D’abord, et surtout, la santé des joueurs de centre. Nick Suzuki, Kirby Dach et Christian Dvorak ont fait le voyage vers Ottawa, mais les trois avaient fait l’impasse sur l’entraînement de vendredi matin. Rien ne laisse croire que Suzuki soit blessé, encore que les surprises ne soient plus rares ces jours-ci. Sans rater de match, Dach a sauté tous les entraînements réguliers de la dernière semaine, soit depuis qu’il a stoppé avec son genou un tir frappé décoché sans raison par Radko Gudas des Panthers de la Floride. Son intense utilisation des dernières rencontres – de 22 à 24 minutes – laisse toutefois croire qu’il tient encore debout.
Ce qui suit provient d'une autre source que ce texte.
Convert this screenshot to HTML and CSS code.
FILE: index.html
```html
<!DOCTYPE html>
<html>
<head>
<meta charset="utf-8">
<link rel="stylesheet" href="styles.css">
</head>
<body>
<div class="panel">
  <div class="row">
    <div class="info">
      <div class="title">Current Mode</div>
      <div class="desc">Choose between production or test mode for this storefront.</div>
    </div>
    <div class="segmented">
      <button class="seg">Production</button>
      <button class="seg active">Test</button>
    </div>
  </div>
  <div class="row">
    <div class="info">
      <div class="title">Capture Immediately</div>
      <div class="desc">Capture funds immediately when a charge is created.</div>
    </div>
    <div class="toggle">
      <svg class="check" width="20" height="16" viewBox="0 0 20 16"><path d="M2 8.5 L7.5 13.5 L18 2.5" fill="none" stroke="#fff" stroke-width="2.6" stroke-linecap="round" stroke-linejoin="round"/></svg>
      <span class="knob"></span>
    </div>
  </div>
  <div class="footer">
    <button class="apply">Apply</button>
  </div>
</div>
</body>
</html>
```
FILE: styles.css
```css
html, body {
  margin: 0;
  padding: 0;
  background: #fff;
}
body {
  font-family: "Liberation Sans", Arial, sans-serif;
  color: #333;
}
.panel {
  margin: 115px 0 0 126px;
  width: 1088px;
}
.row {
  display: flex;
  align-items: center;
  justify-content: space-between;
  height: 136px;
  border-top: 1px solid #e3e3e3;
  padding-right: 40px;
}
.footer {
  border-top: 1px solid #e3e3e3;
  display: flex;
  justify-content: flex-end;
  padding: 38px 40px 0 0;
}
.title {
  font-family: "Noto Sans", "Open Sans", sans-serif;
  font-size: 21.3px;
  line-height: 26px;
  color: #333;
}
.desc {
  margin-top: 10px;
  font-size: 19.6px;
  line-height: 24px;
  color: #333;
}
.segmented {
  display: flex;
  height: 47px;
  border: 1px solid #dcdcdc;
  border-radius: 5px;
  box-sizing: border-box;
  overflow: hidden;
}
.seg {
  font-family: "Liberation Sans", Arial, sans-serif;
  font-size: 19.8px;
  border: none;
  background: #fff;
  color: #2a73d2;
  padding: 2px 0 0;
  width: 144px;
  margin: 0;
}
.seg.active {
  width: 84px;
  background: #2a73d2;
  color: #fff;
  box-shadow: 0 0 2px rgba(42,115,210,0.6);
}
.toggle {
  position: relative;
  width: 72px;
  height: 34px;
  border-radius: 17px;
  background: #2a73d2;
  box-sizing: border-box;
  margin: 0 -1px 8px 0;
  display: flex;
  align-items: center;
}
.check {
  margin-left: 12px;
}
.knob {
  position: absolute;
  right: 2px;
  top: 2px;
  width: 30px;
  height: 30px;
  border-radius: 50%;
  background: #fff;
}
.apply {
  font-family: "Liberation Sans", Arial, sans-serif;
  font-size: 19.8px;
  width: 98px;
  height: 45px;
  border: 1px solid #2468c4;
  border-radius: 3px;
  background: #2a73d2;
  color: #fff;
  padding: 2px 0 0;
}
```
On en sait toutefois peu sur Christian Dvorak, qui a dû rentrer au vestiaire pendant plusieurs minutes jeudi soir face aux Red Wings de Detroit. Il n’a effectué que quatre présences en deuxième période, mais a pu finir la rencontre.

Bref, si l’un des trois principaux centres devait déclarer forfait, alors que Sean Monahan, Jake Evans et Jonathan Drouin sont déjà sur la liste des blessés, il ne reste plus beaucoup d’options de remplacement à l’interne.

Autres avenues

Même s’ils sont en mesure de jouer, la gestion de l’effectif n’est pas simple pour autant. Avec Joel Edmundson qui s’est blessé jeudi, l’entraîneur-chef Martin St-Louis se retrouve avec tout juste sept défenseurs et 11 attaquants, soit une formation minimale de 18 patineurs pour disputer un match. Il est rare qu’une équipe parte sur la route, même pour un court voyage, sans coussin de sécurité. Mettra-t-on en veilleuse la formation 11-7 des derniers matchs au profit d’un traditionnel 12-6 ? On en saura davantage ce samedi matin.

On l’a évoqué : puisque le Rocket se trouvait à Cleveland vendredi, il aurait fallu procéder à un rappel relativement tôt vendredi pour que l’heureux élu puisse revenir à temps au nord de la frontière. Or, on ne l’a pas fait. Est-ce parce que la situation des joueurs présumément en santé a changé en fin de journée ? Ou est-ce plutôt par choix qu’on a décidé de se tourner vers Beck ?

Il faut savoir que le Rocket est lui aussi dévasté par les blessures. Le candidat le plus naturel à un rappel aurait été Anthony Richard, qui a joué avec le CH plus tôt cette saison. Or, pour différentes raisons réglementaires, il devrait passer par le ballottage au moment de retourner dans la Ligue américaine. A-t-on levé le nez sur lui sous ce prétexte ? Ou préférait-on un joueur de centre pur, ce que le Tricolore ne possède plus chez le Rocket ?

Il y a enfin un autre scénario, qu’il ne faut certainement pas écarter trop vite. Celui où la direction de l’équipe désirait réellement voir ce qu’Owen Beck a dans le ventre. Il avait, après tout, fait très bonne impression au camp d’entraînement, dont il est reparti avec un contrat en main. En 37 matchs cette saison, il a déjà accumulé 44 points, et il a reçu une invitation tardive de l’équipe canadienne au Mondial junior il y a quelques semaines.

Les critères pour rappeler un joueur junior sont assez précis, nous ont rappelé nos amis du site CapFriendly. Son séjour ne doit pas durer plus de cinq matchs, il ne doit pas rater plus d’une rencontre au niveau junior et la formation de la LNH doit avoir déjà utilisé deux rappels d’urgence. Dans la situation actuelle, toutes les cases sont facilement cochées, puisque les Petes ne jouent que dimanche et qu’il ne reste que deux affrontements au Canadien avant de profiter d’un long congé de 10 jours. La fenêtre s’est donc ouverte.

Que ce soit en raison d’un amalgame d’écueils logistiques ou tout simplement pour donner sa chance à Beck, le Canadien ne cache plus son jeu. Les 34 matchs qui restent à la saison sont susceptibles de devenir la scène de toutes les expériences possibles. Il n’y a pratiquement plus aucun impératif de performance. Et chaque jour un nouveau soldat tombe au combat.

« Parce que la forme est contraignante, l’idée jaillit plus intense », a jadis écrit Baudelaire dans sa correspondance. La dernière idée du Tricolore est drôlement intrigante.